Consideraciones para el tiempo de Adviento (Parte I)

En el principio era el Verbo, quien era la Palabra de Dios y quien no solamente estaba con Dios, sino que era Dios mismo; un misterio eterno que nos habla de la relación más completa y hermosa de todas, el amor.

Así, por amor, aquel Verbo no estimó el ser igual a Dios como algo a qué aferrarse, sino que se despojó de su divinidad para venir a la tierra, tomando como suya la vulnerabilidad y debilidad de un bebé, para que a través de su sacrificio y muestra de amor, al hacerse humano, experimentara como nosotros el dolor, la tristeza, el frio, el hambre, el rechazo, también las cosquillas, la emoción y la ilusión. Todo porque desde la eternidad supo que necesitábamos y aún necesitamos un Salvador, un Sumo Sacerdote que con misericordia se compadezca de nosotros.

De esta manera, en nuestras propias palabras y con un cuerpo humano, familiar; nos mostró al Padre del cielo, a quien nadie había visto, pero que en el Verbo encarnado se manifestó, acerándose y llevándonos a una reparación de la relación rota por el pecado y la maldad. ¡Él nos salvó!

Oremos juntos:

Amado Dios, quien también se reveló a nosotros Padre a través de la persona de Jesús, tu hijo, quien por amor y obediencia se negó a sí mismo y tomando forma humana vino y habitó entre nosotros. No hay palabras que basten, ni dichos que puedan expresar el sentimiento de nuestro corazón, por eso decimos: Gracias.

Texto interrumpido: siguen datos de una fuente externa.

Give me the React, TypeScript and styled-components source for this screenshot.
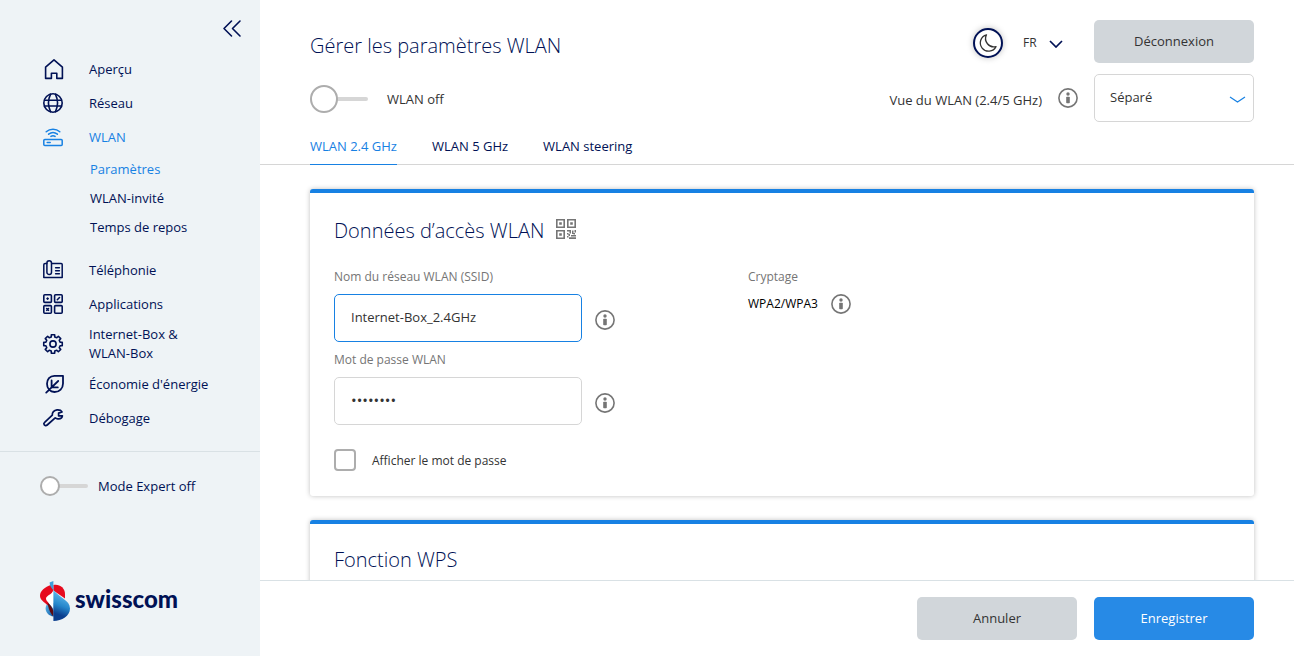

Cuando los hombres soñaron con ser soberanos y los reyes se propusieron ser Dios, tú te hiciste como nosotros y naciste en un pesebre, hijo de una joven virgen en un pueblo escondido y olvidado. Con tu pobreza nos enseñaste que el amor es la base e inspiración de la vida y el perdón, la mejor medicina para el alma. Nos curaste, enseñaste, abrazaste y salvaste. Gracias. A Dios sea la Gloria!